Learn About Luge!
Does sliding down an icy track at 80 miles per hour on a sled with no brakes sound like fun? Welcome to the world of luge.
Luge - History
People have been sliding down hills on sleds for over 1,000 years. In many places, where there's lots of snow, travelling on a sled was the only way of getting around. In the 19th century, loggers working in the Swiss Alps would sometimes race each other home by travelling down icy logging roads on sleds or toboggans. The first official luge competition was held in Switzerland in 1883 and the sport became an Olympic event for the first time at the 1964 Winter Olympics.
Luge - Need For Speed, Dangerous Curves
The sport of luge is named after the french word for "sled." To start a race, luge racers sit on their sleds, then hit the ice with spiked gloves to get acceleration down the slide. Riders steer the sleds by pushing on the runners and using shoulder pressure and extremely precise body movements. The craziest thing about racing on a luge track is that there are NO BRAKES on the luge sled! Athletes stop by holding the front of the sled up, which pushes the backs of the steels into the ice. Because aerodynamics are critical, most athletes don't wear any padding or protection in their rubber luge suit - so most wipeouts are extremely painful. The average length of a luge run is 40 to 60 seconds with most tracks having between 14 and 20 curves.
Luge - How Can I Try Luge
Do you have a need for speed? Does the idea of sliding 80 miles per hour down an icy track sound like a blast to you? If it does, then you may be perfect for the sport of luge. There are only a few luge tracks in the United States but USA Luge does have a very active recruitment program that is looking for young athletes aged 11 to 14 to train with the Junior Development Team. The USA Slider Search travels to dozens of cities across the USA and trains thousands of kids the basics of luge. For more information on the USA Luge Slider Search, head to the official site, www.usaluge.org.
Luge - Fun Facts
- Some luge athletes experience G-forcesm in some curves on a luge track comparable to that of jet fighter pilots!

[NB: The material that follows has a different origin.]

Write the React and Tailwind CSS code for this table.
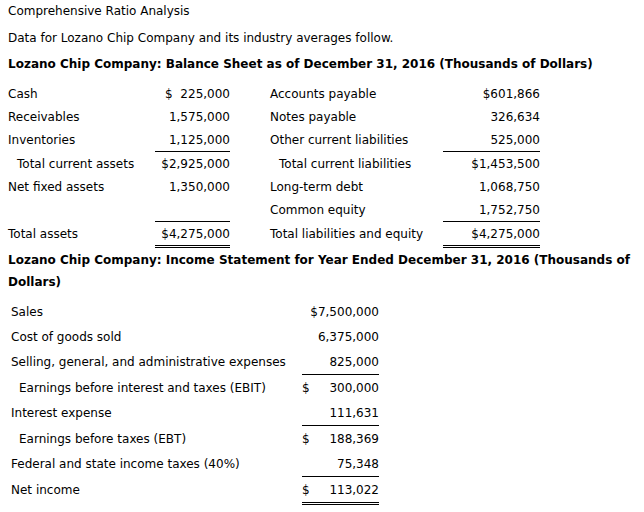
import React from "react";

const balanceRows = [
  { l1: "Cash", v1: "$  225,000", l2: "Accounts payable", v2: "$601,866" },
  { l1: "Receivables", v1: "1,575,000", l2: "Notes payable", v2: "326,634" },
  {
    l1: "Inventories",
    v1: "1,125,000",
    l2: "Other current liabilities",
    v2: "525,000",
    line: true,
  },
  {
    l1: "Total current assets",
    v1: "$2,925,000",
    l2: "Total current liabilities",
    v2: "$1,453,500",
    indent: true,
  },
  { l1: "Net fixed assets", v1: "1,350,000", l2: "Long-term debt", v2: "1,068,750" },
  { l1: "", v1: "", l2: "Common equity", v2: "1,752,750", line: true },
  {
    l1: "Total assets",
    v1: "$4,275,000",
    l2: "Total liabilities and equity",
    v2: "$4,275,000",
    double: true,
  },
];

const incomeRows = [
  { label: "Sales", value: "$7,500,000" },
  { label: "Cost of goods sold", value: "6,375,000" },
  { label: "Selling, general, and administrative expenses", value: "825,000", line: true },
  { label: "Earnings before interest and taxes (EBIT)", value: "300,000", dollar: true, indent: true },
  { label: "Interest expense", value: "111,631", line: true },
  { label: "Earnings before taxes (EBT)", value: "188,369", dollar: true, indent: true },
  { label: "Federal and state income taxes (40%)", value: "75,348", line: true },
  { label: "Net income", value: "113,022", dollar: true, double: true },
];

const rowH = (r, base) => {
  if (r.double) return base === 23 ? "h-[26px]" : "h-[28px]";
  if (r.line) return base === 23 ? "h-[24px]" : "h-[26px]";
  return base === 23 ? "h-[23px]" : "h-[25px]";
};

const rule = (r) =>
  r.double
    ? "border-b-[3px] border-double border-black"
    : r.line
    ? "border-b border-black"
    : "";

const App = () => {
  return (
    <div className="w-[644px] h-[512px] bg-white text-black text-[12px] font-['DejaVu_Sans',Verdana,sans-serif] overflow-hidden">
      <div className="pl-2 pt-[3px]">
        <p className="leading-[16px]">Comprehensive Ratio Analysis</p>
        <p className="leading-[16px] mt-[11px]">
          Data for Lozano Chip Company and its industry averages follow.
        </p>
        <p className="leading-[16px] mt-[10px] font-bold">
          Lozano Chip Company: Balance Sheet as of December 31, 2016 (Thousands of Dollars)
        </p>

        {/* Balance sheet */}
        <div className="mt-[10px] grid grid-cols-[147px_75px_40px_173px_97px]">
          {balanceRows.map((r, i) => (
            <React.Fragment key={i}>
              <div
                className={`${rowH(r, 23)} flex items-start pt-[3px] ${
                  r.indent ? "pl-[9px]" : ""
                }`}
              >
                {r.l1}
              </div>
              <div
                className={`${rowH(r, 23)} flex items-start pt-[3px] justify-end whitespace-pre ${rule(r)}`}
              >
                {r.v1}
              </div>
              <div />
              <div
                className={`${rowH(r, 23)} flex items-start pt-[3px] ${
                  r.indent ? "pl-[9px]" : ""
                }`}
              >
                {r.l2}
              </div>
              <div
                className={`${rowH(r, 23)} flex items-start pt-[3px] justify-end ${rule(r)}`}
              >
                {r.v2}
              </div>
            </React.Fragment>
          ))}
        </div>

        <p className="mt-[1px] font-bold leading-[22px] pr-2">
          Lozano Chip Company: Income Statement for Year Ended December 31, 2016 (Thousands of Dollars)
        </p>

        {/* Income statement */}
        <div className="mt-[6px] ml-[3px] grid grid-cols-[291px_77px]">
          {incomeRows.map((r, i) => (
            <React.Fragment key={i}>
              <div
                className={`${rowH(r, 25)} flex items-start pt-[4px] ${
                  r.indent ? "pl-[8px]" : ""
                }`}
              >
                {r.label}
              </div>
              <div
                className={`${rowH(r, 25)} flex items-start pt-[4px] justify-between ${rule(r)}`}
              >
                <span>{r.dollar ? "$" : ""}</span>
                <span>{r.value}</span>
              </div>
            </React.Fragment>
          ))}
        </div>
      </div>
    </div>
  );
};

export default App;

- The seat on a luge sled is called a sling.
- Luge racers wear weight vests, with pieces of lead sewn into them, to make themselves heavier on the sled. This gives the lugers more speed.
- The sport of street luge started after skateboarders got the idea of racing their boards down steep hills.
- In the two-man luge event, there is a top man and a bottom man. The top man is the taller of the two athletes and sits on top of his luge partner. The bigger man goes on top for greater speed and aerodynamics.